The timeouts are not intended to describe the amount of grace period after SIGINT is received that a resource is allowed to continue operating, they are meant to describe the maximum amount of time a resource will be allowed to operate. There’s some confusion over whether that time should start before or after any concurrency limitations, and why, so that’s left for provider developers to determine, but the intent is that a timeout is meant to represent an outer bound. So I’m not sure they relate to a situation in which a SIGINT is sent.

I’m not sure what you mean by “newer release”, but I’m also not sure it’s wise for me to speculate, as I don’t work on those projects or have any details on them, and don’t want to misinform or mislead.

paddy · September 13, 2021, 6:22pm

Apologies, it’s occurring to me that I confused SIGINT and SIGTERM and have muddied the situation horribly. Let’s try and unwind it, with my apologies.

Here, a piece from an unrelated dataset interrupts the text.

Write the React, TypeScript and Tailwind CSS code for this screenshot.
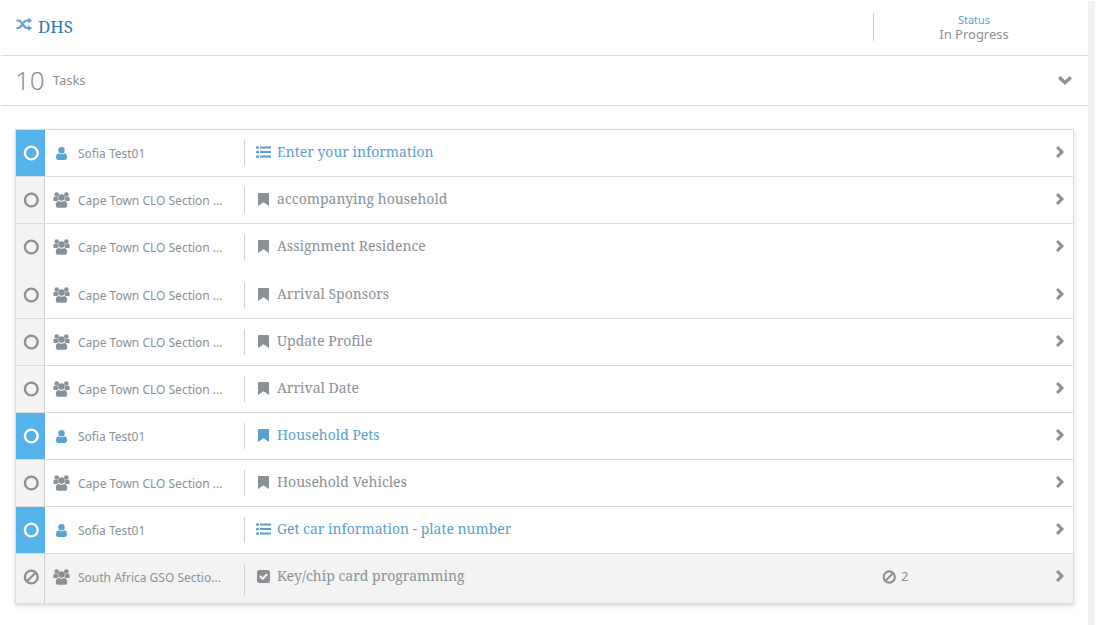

SIGINT (Ctrl-C) has special handling that will tell Terraform to interrupt what it’s doing. Terraform will cancel the context, and tell the user to send SIGINT again if they would like to shut down immediately. So you should be prepared for the process to be killed at any moment, because the end user can get impatient and send SIGINT again, and Terraform will dutifully kill the process.

SIGTERM has special handling that will tell Terraform to wind down. I don’t know (I haven’t tried it) but it may or may not print out the “send it again to halt immediately” message. Terraform will cancel the context, and (if I’m reading this code right) forward the SIGTERM on to the provider.

I’m not seeing any code that would terminate SIGTERM after a deadline, but I would still not assume it can’t happen, as that (seems to be?) in line with the purpose of SIGTERM. I’d still advocate for an issue if that’s behavior you’d like to rely on.

Apologies again for the confusion there.